My Book Club read this book and had a very lively discussion. Well written, brutal in its reality this story of the Dominican Republic and the Trujillo dictatorship delves into the minds and the collective psychic of leaders, rebels and the people.

 
  "Compelling Historical Fiction" by FTessa (see profile) 08/06/13

Rafael Trujillo, known as El Jefe (“The chief”), was dictator of the Dominican Republic for 30 years; his reign of terror ended in his assassination in 1961. This novel explores the ending days of the Trujillo regime using multiple plot lines / narrators. The novel opens with the fictional Urania Cabral, age 49, returning to the Dominican Republic for the first time in 35 years, to see her dying father. The second chapter introduces Trujillo himself as a narrator, and the third chapter focuses on the band of conspirators who are plotting to assassinate Trujillo.

The novel deals with political and personal corruption, moving back and forth between narrators and time frame. In less skilled hands, this could easily have been the undoing of the novel, but Vargas Llosa is a master craftsman and his writing shines. His use of interlaced dialogue helps to present the various viewpoints of the same set of events, giving the reader a fairly accurate portrayal of the history, while making the story intensely personal.

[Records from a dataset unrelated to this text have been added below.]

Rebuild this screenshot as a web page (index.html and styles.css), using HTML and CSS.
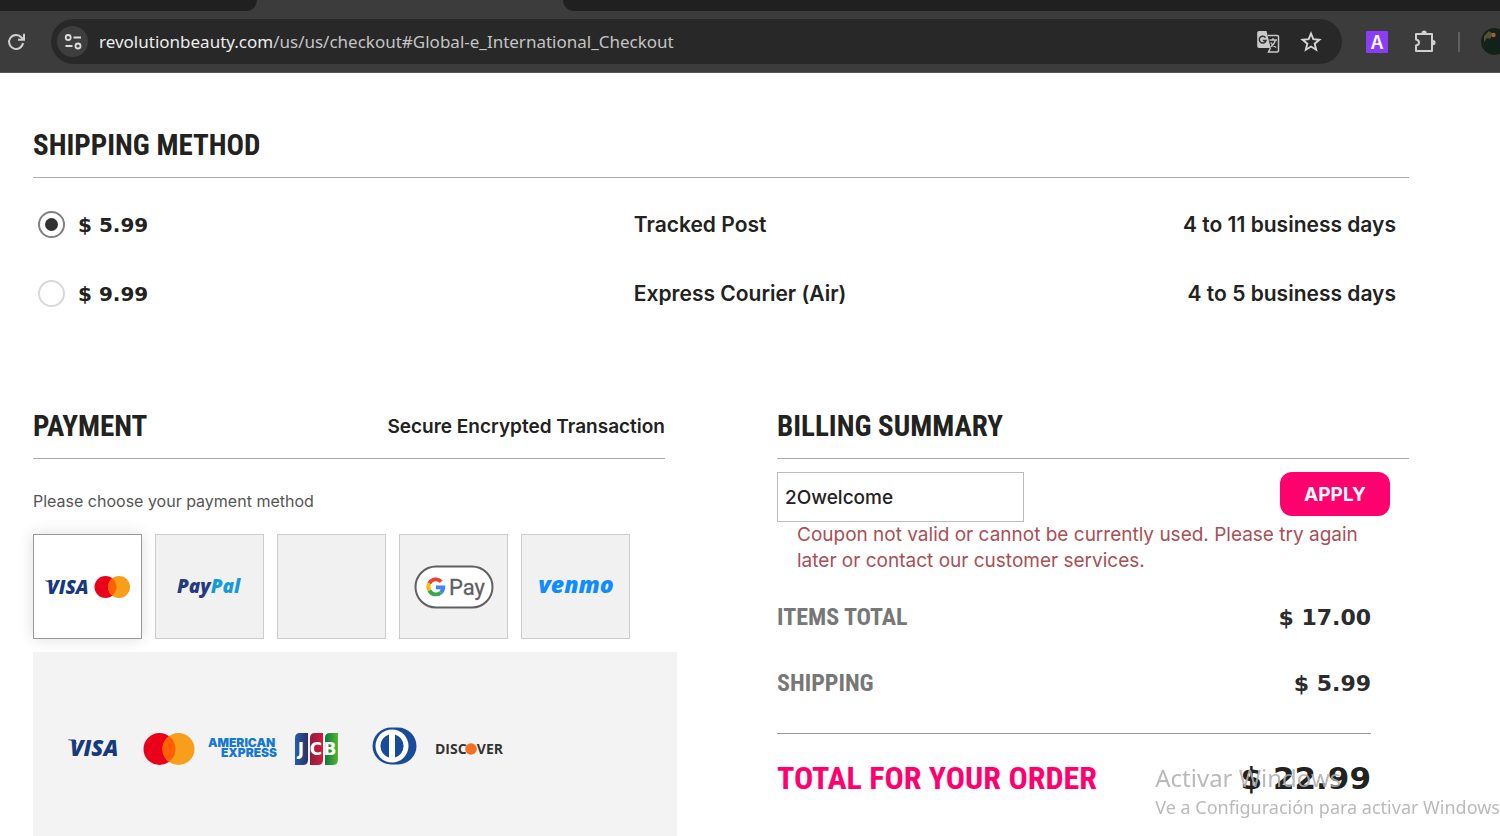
FILE: index.html
```html
<!DOCTYPE html>
<html lang="en">
<head>
<meta charset="utf-8">
<title>Checkout</title>
<link rel="stylesheet" href="styles.css">
</head>
<body>
<header class="browser">
  <div class="tabs"><div class="tab tab-before"></div><div class="tab-active"></div><div class="tab tab-after"></div></div>
  <div class="toolbar">
    <button class="icon-btn reload" aria-label="Reload"><svg width="20" height="20" viewBox="0 0 20 20" fill="none" stroke="#d0d0d0" stroke-width="2"><path d="M17 11A7 7 0 1 1 15.500 5.500L17.500 7.300"/><path d="M18 1.800v6h-6"/></svg></button>
    <div class="address">
      <button class="icon-btn site-info" aria-label="Site information"><svg width="18" height="18" viewBox="0 0 18 18" fill="none" stroke="#dedede" stroke-width="1.800"><circle cx="4.200" cy="4.500" r="2.500"/><path d="M9.500 4.500H17M1.500 13H8.500"/><circle cx="14" cy="13" r="2.500"/></svg></button>
      <div class="url"><span class="host">revolutionbeauty.com</span>/us/us/checkout#Global-e_International_Checkout</div>
      <button class="icon-btn" aria-label="Translate"><svg width="24" height="24" viewBox="0 0 24 24"><path d="M3 1h7.500l4.200 17H3a1.800 1.800 0 0 1-1.800-1.800V2.800A1.800 1.800 0 0 1 3 1z" fill="#c9c9c9"/><path d="M12 5.500h9.300a1.200 1.200 0 0 1 1.200 1.200v14a1.200 1.200 0 0 1-1.200 1.200H12.500L14.500 18" fill="none" stroke="#c9c9c9" stroke-width="1.500"/><path d="M9.500 7.600A3.400 3.400 0 1 0 10 10.500H6.800" fill="none" stroke="#333" stroke-width="1.500"/><path d="M13.500 10h7.500M17 8v2M19.500 10c-.7 3-2.500 5.300-5 7M14.800 12.500c1 2.200 2.800 3.800 5.400 5" fill="none" stroke="#c9c9c9" stroke-width="1.300"/></svg></button>
      <button class="icon-btn" aria-label="Bookmark"><svg width="22" height="22" viewBox="0 0 22 22" fill="none" stroke="#d4d4d4" stroke-width="1.900"><path d="M11 2.500l2.300 5.700 6.100.5-4.700 4 1.500 6L11 15.500l-5.200 3.200 1.500-6-4.700-4 6.100-.5z"/></svg></button>
    </div>
    <button class="icon-btn" aria-label="Extension"><svg width="22" height="22" viewBox="0 0 22 22"><rect width="22" height="22" rx="1" fill="#8b3df5"/><text class="ext-letter" x="11" y="18" text-anchor="middle">A</text></svg></button>
    <button class="icon-btn puzzle" aria-label="Extensions"><svg width="24" height="24" viewBox="0 0 24 24" fill="#cfcfcf"><path fill="none" stroke="#cfcfcf" stroke-width="2" stroke-linejoin="round" d="M3 4h16v17H3v-5.500c4-.5 4-5.500 0-6z"/><path d="M8.500 3.200a2.600 2.600 0 0 1 5.200 0zM20 10a2.600 2.600 0 0 1 0 5.200z"/></svg></button>
    <span class="divider"></span>
    <button class="icon-btn avatar" aria-label="Profile"><svg width="27" height="27" viewBox="0 0 27 27"><circle cx="13.500" cy="13.500" r="13.500" fill="#172019"/><path d="M3 8l5-5 4 3-3 5-3-1-3 4z" fill="#55522f"/><path d="M5 24l3-11 5-2 7 4v9z" fill="#10231a"/><circle cx="12.500" cy="7" r="2.200" fill="#9c6233"/></svg></button>
  </div>
</header>

<main class="checkout">
  <section class="shipping">
    <h2 class="section-head">SHIPPING METHOD</h2>
    <label class="ship-row"><span class="ship-price"><input class="radio" type="radio" name="ship" checked><span class="price">$ 5.99</span></span><span class="ship-info"><span>Tracked Post</span><span>4 to 11 business days</span></span></label>
    <label class="ship-row"><span class="ship-price"><input class="radio" type="radio" name="ship"><span class="price">$ 9.99</span></span><span class="ship-info"><span>Express Courier (Air)</span><span>4 to 5 business days</span></span></label>
  </section>

  <div class="columns">
    <section class="payment">
      <div class="section-head"><h2 class="heading">PAYMENT</h2><span class="secure">Secure Encrypted Transaction</span></div>
      <p class="choose">Please choose your payment method</p>
      <div class="methods">
        <button class="method selected" aria-label="Visa or Mastercard"><svg width="86" height="26" viewBox="0 0 86 26"><path d="M0 6.400h6l2 4.600q-3-3-8-4z" fill="#17397d"/><text class="visa" x="2" y="20" font-size="19">VISA</text><circle cx="60.500" cy="13" r="11" fill="#eb001b"/><circle cx="74" cy="13" r="11" fill="#f79e1b"/><path d="M67.250 4.300a11 11 0 0 1 0 17.400a11 11 0 0 1 0-17.400z" fill="#ff5f00"/></svg></button>
        <button class="method" aria-label="PayPal"><svg width="68" height="28" viewBox="0 0 68 28"><text class="paypal" x="1" y="20"><tspan fill="#253b80">Pay</tspan><tspan fill="#179bd7">Pal</tspan></text></svg></button>
        <button class="method" aria-label="Other payment method"></button>
        <button class="method" aria-label="Google Pay"><svg width="80" height="44" viewBox="0 0 80 44"><rect x="1.500" y="1.500" width="77" height="41" rx="20.500" fill="#fff" stroke="#5f6063" stroke-width="2"/><g fill="none" stroke-width="3.800"><path d="M27.200 16.600A7.400 7.400 0 0 0 15.300 18.500" stroke="#ea4335"/><path d="M15.300 18.500A7.400 7.400 0 0 0 15.300 25.500" stroke="#fbbc04"/><path d="M15.300 25.500A7.400 7.400 0 0 0 26.600 27.700" stroke="#34a853"/><path d="M26.600 27.700A7.400 7.400 0 0 0 29.300 22.300H22" stroke="#4285f4"/></g><text class="gpay" x="35" y="30">Pay</text></svg></button>
        <button class="method" aria-label="Venmo"><svg width="84" height="32" viewBox="0 0 84 32"><text class="venmo" x="42" y="22" text-anchor="middle">venmo</text></svg></button>
      </div>
      <div class="cards">
        <svg width="54" height="28" viewBox="0 0 54 28" role="img" aria-label="Visa"><path d="M1 7.500h7l2 5q-3-4-9-4.500z" fill="#17397d"/><text class="visa" x="3" y="24" font-size="22">VISA</text></svg>
        <svg class="mc" width="52" height="34" viewBox="0 0 52 34" role="img" aria-label="Mastercard"><circle cx="16.500" cy="17" r="16" fill="#eb001b"/><circle cx="35.500" cy="17" r="16" fill="#f79e1b"/><path d="M26 4.100a16 16 0 0 1 0 25.800a16 16 0 0 1 0-25.800z" fill="#ff5f00"/></svg>
        <svg class="amex" width="70" height="24" viewBox="0 0 70 24" role="img" aria-label="American Express"><text class="amex-text" x="0" y="10">AMERICAN</text><text class="amex-text" x="69" y="20" text-anchor="end">EXPRESS</text></svg>
        <svg class="jcb" width="46" height="34" viewBox="0 0 46 34" role="img" aria-label="JCB"><defs><linearGradient id="jb"><stop stop-color="#245cae"/><stop offset="1" stop-color="#293264"/></linearGradient><linearGradient id="jr"><stop stop-color="#8c1f3b"/><stop offset="1" stop-color="#d41a40"/></linearGradient><linearGradient id="jg"><stop stop-color="#087b3b"/><stop offset="1" stop-color="#58b632"/></linearGradient></defs><path d="M1 33V6q0-5 5-5h8v27q0 5-5 5z" fill="url(#jb)"/><path d="M16 33V6q0-5 5-5h8v27q0 5-5 5z" fill="url(#jr)"/><path d="M31 33V6q0-5 5-5h8v27q0 5-5 5z" fill="url(#jg)"/><text class="jcb-text" x="7" y="23" text-anchor="middle">J</text><text class="jcb-text" x="22" y="23" text-anchor="middle">C</text><text class="jcb-text" x="36" y="23" text-anchor="middle">B</text></svg>
        <svg class="diners" width="44" height="38" viewBox="0 0 44 38" role="img" aria-label="Diners Club"><path d="M18 .5h7a18.500 18.500 0 0 1 0 37h-7a18.500 18.500 0 0 1 0-37z" fill="#194b9b"/><circle cx="19" cy="19" r="16.500" fill="#fff"/><path d="M16 7.500v23a12 12 0 0 1 0-23zM22 7.500a12 12 0 0 1 0 23z" fill="#194b9b"/></svg>
        <svg class="discover" width="70" height="24" viewBox="0 0 70 24" role="img" aria-label="Discover"><text class="discover-text" x="0" y="17">DISC</text><circle cx="36" cy="12" r="5.800" fill="#f36f21"/><text class="discover-text" x="68" y="17" text-anchor="end">VER</text></svg>
      </div>
    </section>

    <section class="billing">
      <h2 class="section-head">BILLING SUMMARY</h2>
      <div class="coupon"><input class="coupon-input" type="text" value="2Owelcome" aria-label="Coupon code"><button class="apply">APPLY</button></div>
      <p class="error">Coupon not valid or cannot be currently used. Please try again later or contact our customer services.</p>
      <div class="line"><span class="line-label">ITEMS TOTAL</span><span class="amount">$ 17.00</span></div>
      <div class="line"><span class="line-label">SHIPPING</span><span class="amount">$ 5.99</span></div>
      <div class="total"><span>TOTAL FOR YOUR ORDER</span><span class="total-amount">$ 22.99</span></div>
    </section>
  </div>
</main>
<aside class="watermark"><div class="wm-title">Activar Windows</div><div class="wm-text">Ve a Configuración para activar Windows</div></aside>
</body>
</html>
```
FILE: styles.css
```css
* { box-sizing: border-box; }
body {
  margin: 0; min-height: 100vh; display: flex; flex-direction: column;
  overflow: hidden; background: #fff; color: #222220;
  font-family: Inter, "Liberation Sans", sans-serif;
}
button { font: inherit; cursor: pointer; }
h2, p { margin: 0; }
svg { display: block; flex: none; overflow: visible; }

.browser { background: #3c3c3c; border-bottom: 1px solid #555; }
.tabs { display: flex; height: 11px; background: #3c3c3c; }
.tab { background: #202020; }
.tab-before { width: 257px; border-bottom-right-radius: 11px; }
.tab-active { width: 306px; }
.tab-after { flex: 1; border-bottom-left-radius: 11px; }
.toolbar { display: flex; align-items: center; height: 61px; padding-left: 6px; overflow: hidden; }
.icon-btn { display: flex; align-items: center; justify-content: center; flex: none; padding: 0; border: 0; background: none; }
.reload { margin-right: 25px; }
.address {
  flex: 1; display: flex; align-items: center; gap: 20px; height: 45px;
  margin-right: 24px; padding: 0 20px 0 6px; border-radius: 23px; background: #282828;
}
.site-info { width: 31px; height: 31px; border-radius: 50%; background: #3e3e3e; }
.url { flex: 1; margin-left: -9px; font: 17px "Noto Sans", "Open Sans", sans-serif; color: #c4c4c4; white-space: nowrap; }
.host { color: #ececec; }
.ext-letter { font: 600 18px Inter, sans-serif; fill: #fff; }
.puzzle { margin-left: 25px; }
.divider { width: 2px; height: 20px; margin: 0 21px; background: #606060; }
.avatar { margin-right: -8px; }

.checkout { flex: 1; display: flex; flex-direction: column; padding: 40px 91px 0 33px; }
.section-head {
  display: flex; align-items: center; justify-content: space-between;
  height: 65px; border-bottom: 1px solid #aaa;
}
h2, .line-label, .total { font-family: "Roboto Condensed", Roboto, sans-serif; font-weight: 700; }
h2 { font-size: 29px; line-height: 32px; }
.shipping { padding-bottom: 66px; }
.shipping .section-head { margin-bottom: 12px; }
.ship-row {
  display: grid; grid-template-columns: 43fr 55fr; align-items: center;
  height: 69px; padding: 0 13px 0 5px; font-size: 21px; font-weight: 600;
}
.ship-price { display: flex; align-items: center; gap: 13px; }
.ship-info { display: flex; justify-content: space-between; }
.price, .amount, .total-amount { font-family: "DejaVu Sans", sans-serif; font-weight: 700; }
.price { font-size: 20px; }
.radio {
  appearance: none; display: grid; place-content: center; width: 27px; height: 27px;
  margin: 0; border: 2px solid #d8d8d8; border-radius: 50%;
}
.radio:checked { border-color: #808080; }
.radio:checked::before { content: ""; width: 13px; height: 13px; border-radius: 50%; background: #333; }

.columns { flex: 1; display: grid; grid-template-columns: 1fr 1fr; gap: 112px; }
.payment { display: flex; flex-direction: column; }
.secure { font-size: 19px; font-weight: 600; }
.choose { padding: 30px 0 21px; font-size: 16px; line-height: 24px; color: #555; }
.methods { display: flex; gap: 13px; }
.method {
  display: flex; align-items: center; justify-content: center; width: 109px; height: 105px;
  padding: 0; border: 1px solid #ccc; background: #f1f1f1;
}
.method.selected { border-color: #999; background: #fff; box-shadow: 0 0 14px #ddd; }
.visa { font-family: "Open Sans", sans-serif; font-weight: 800; font-style: italic; fill: #17397d; }
.paypal { font: italic 800 19px "Open Sans", sans-serif; }
.gpay { font: 400 22px Roboto, sans-serif; fill: #5f6063; stroke: #5f6063; stroke-width: 0.3px; }
.venmo { font: italic 800 23px "Open Sans", sans-serif; fill: #118cff; }
.cards {
  flex: 1; display: flex; align-items: flex-start; gap: 13px; margin: 13px -12px 0 0;
  padding: 76px 0 70px 34px; background: #f3f3f3;
}
.cards svg { margin-top: 4px; }
.cards .mc { margin-left: 9px; }
.cards .amex { margin-top: 9px; }
.cards .jcb { margin-left: 3px; }
.cards .diners { margin: -1px 0 0 20px; }
.cards .discover { margin: 9px 0 0 5px; }
.amex-text { font: 900 12px Inter, sans-serif; fill: #1678cf; }
.jcb-text { font: 700 17px "DejaVu Sans", sans-serif; fill: #fff; }
.discover-text { font: 700 14px "Open Sans", sans-serif; fill: #333; }

.coupon { display: flex; align-items: flex-start; justify-content: space-between; padding: 13px 19px 0 0; }
.coupon-input {
  width: 247px; height: 50px; padding: 0 7px; border: 1px solid #bbb;
  font: 500 19px Inter, sans-serif; color: #222;
}
.apply {
  width: 110px; height: 44px; padding: 0; border: 0; border-radius: 12px;
  background: #ff006e; color: #fff; font-size: 19px; font-weight: 700;
}
.error { padding: 0 40px 10px 20px; font-size: 19px; line-height: 26px; color: #a94f55; }
.line { display: flex; align-items: center; justify-content: space-between; height: 66px; margin-right: 38px; }
.line-label { font-size: 24px; color: #777; }
.amount { font-size: 22px; color: #2c2c2c; }
.total {
  display: flex; align-items: center; justify-content: space-between; height: 88px;
  margin: 17px 38px 0 0; border-top: 1px solid #999; color: #ff006e; font-size: 32px;
}
.total-amount { font-size: 31px; color: #222220; }
.watermark {
  position: fixed; right: 0; bottom: 16px; font-family: "Noto Sans", "Open Sans", sans-serif;
  color: rgba(174, 174, 174, 0.85); white-space: nowrap;
}
.wm-title { font-size: 24px; line-height: 32px; }
.wm-text { font-size: 18px; line-height: 26px; }
```
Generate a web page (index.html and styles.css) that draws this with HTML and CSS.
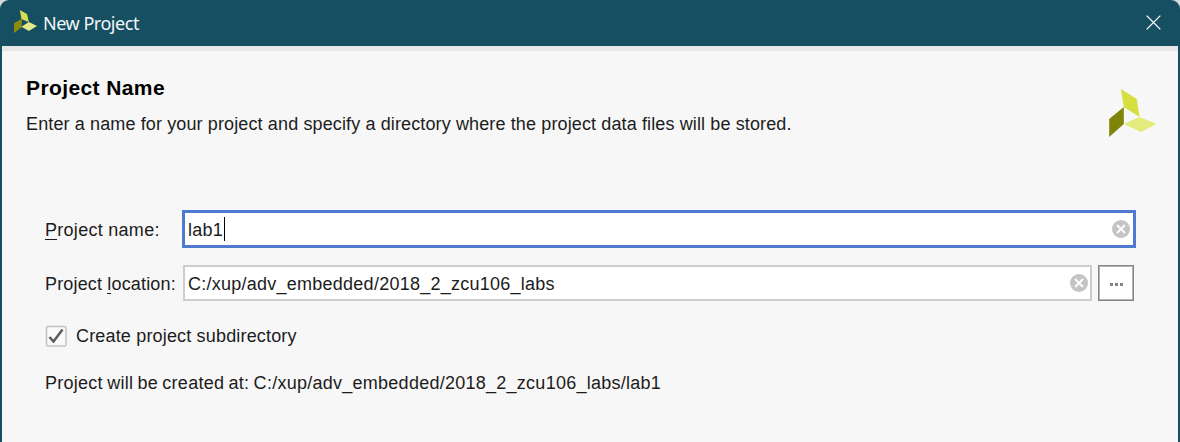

Machismo” is also a central theme; Urania is the only female voice. Her point of view, relating her memories as a 14-year-old child, is a significant contrast to the mostly middle-aged-plus men who narrate the significant realities of the Trujillo regime. The greatest impact in the story comes from betrayal – Trujillo betrayed the people of the Dominican Republic. Conspirators were betrayed by fellow conspirators. Husbands betrayed their wives; wives, their husbands. Children betrayed their parents; parents, their children.

I thought the novel started slowly, but after about 80 pages the story really took off and I found myself totally immersed and engaged.